There are fiscal consequences to the suburban sprawl development many communities have committed to over the past 30-50 years. Whether it's transforming larger cities like Dallas and Arlington, revitalizing older neighborhoods in inner-tier suburbs like Garland, or changing approaches in newer outer-tier communities like Rockwall, we have some very difficult choices ahead, and lots of work to do once those choices are made. Before people will embrace the changes we need to make though, they need to understand why things are broken. Chuck changed my perspective when I stumbled upon his blog back in 2009. Through a series of posts with specific, well researched examples, I began to see the flaws in the typical engineering approaches, economic development philosophies, and financial models our cities were using.

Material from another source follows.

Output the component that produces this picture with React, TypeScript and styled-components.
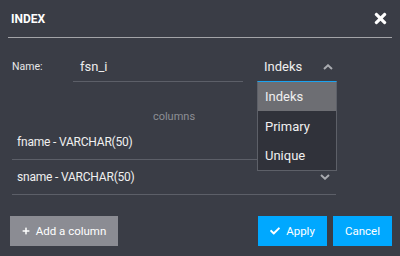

It was the spark that made me want to work my way into more planning and outreach efforts at my former firm, and the foundation of our work here at VERDUNITY. Today, it's no accident that his start-up blog has turned into a Strong Towns movement with nearly 4000 followers around the country and requests to deliver keynotes at the country's premier conferences. Every community and every state is a little bit different, but the core premise of the Strong Towns message applies to every town, every state, and every country. After three days of Curbside Chats in north Texas, I believe we've set many more people on the same path of realization.